God does use kids a lot, to point things back in our direction, doesn't he? It's humbling but I'd rather learn from them than anyone else, I guess.
I have not yet read The Shack, but I've sure heard a lot about it. I plan to read it soon. And, Hollie, thanks - my pleasure. I sat down not really wanting to write anything at all last night and the Olympics thing just morphed into that.
*BIG sigh*...why oh why don't i look at the bigger picture too. i can't believe how many times lately i have looked back at something and realize i missed the moment cuz i was stressing about something dumb. great post girl!
I love your perspective. There are many times I get caught up in the small stuff when things aren't going well...and then it hits me that the small stuff is just that. Small. Thanks for the reminder to keep things in perspective and to be grateful, even though life is sometimes not fair.
I hopped over from "Bring the Rain"~~and you're showing the beauty and power of lightning! I am in the Seattle area so I shared some of that. I love your writing. Wish I could spend all day blogging; what an amazing way for an "ol' grandma" of 56 to peek into the lives of beautiful families such as yours. Keep it up!
Keep as "cozy" as you can while you nurture each other for the glory of God. I loved what you said about SCC, the Smiths' and Sponbergs' challenges. I never cried much with my kids either but this is definately one situation that deepens the heart of compassion within us and prepares us for life. (Sorry, Joel Osteen.)
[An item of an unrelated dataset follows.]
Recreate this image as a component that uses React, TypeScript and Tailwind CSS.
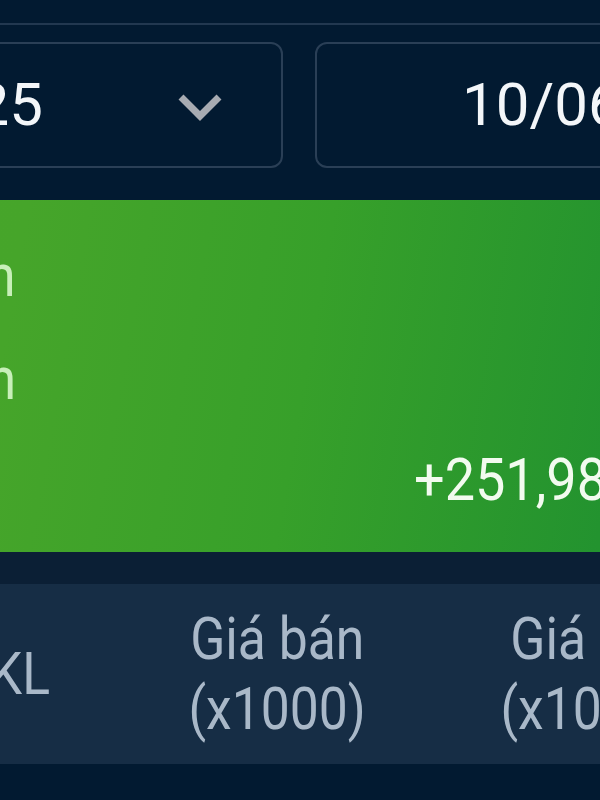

You can pray as Paul did that the thorns be removed but sometimes the answer that comes is "no." His strength is made perfect in weakness which is not culturally correct or comfortable. I like to say "Life is hard. Then you DON'T die." "Abundance of life" includes the good, the bad, the ugly and Christ in the reality of life on a sin-stained planet.
I noticed you ref'd Frank Peretti. It's been awhile since "the fad" of his books on spiritual warfare. Have you ever read C.S. Lewis' "The Screwtape Letters" or "A Grief Observed"? VERY worthy titles!
Thanks for all the info about Michael Phelps' challenges and victories. Beautiful analogy. Mark Hall of Casting Crowns has a book and he discusses his challenges with ADHD. Praise God in the storm.
In His love, Michal Ann McAllister (Lake Forest Park, WA)
(immichal@yahoo if you would like to email. I don't have a blog or profile.)
p.s. This is a long section that is "all about me" but over the years, I tend to know the questions people ask about my name. (IGNORE this if you want!!)
Michal was the daughter of King Saul, first wife of King David. The Hebrew meaning is "brook," a channel of life and refreshment, I pray! In English, my name is pronounced like "Michael" but in Hebrew they kinda gargle "h" and say something like "Meek-(roll the "h")---all." The "h" sound puts a "breath" in the word. God added "h" to Abram which was changed to "Abraham" and Sara to "Sarah." I think it's like the breath God breathed into Adam "in the beginning."
My daughter (28) is Caitlin Michal and her daughter (5.5) is McKenzie Michal. A daughter of my church family (maybe age 35) is Michal Ann like me. (I'm 56.)
Obviously, "Michal" is still rare in this culture although many languages have a feminine version of the male name Michael, the archangel, meaning "Who is like God?" (Michelle, Michele, Michaela, Mikayla and so on).
Most baby name books are not correct about "Michal" and many Christian commentaries such as "Bad Girls of the Bible" don't accurately tell the story of her life. Chuck Swindoll is correct in saying that she was a victim, a pawn of Kings Saul and David. (Can you tell I've been defending my name for years??) ;)
Michal, Saul, David's story is mostly in I Samuel 14:49, 18:20-27, 19:9-17, 25:44, 2 Sam. 3:13-18, 6:16, 21:8-9, 1 Chron.15:29.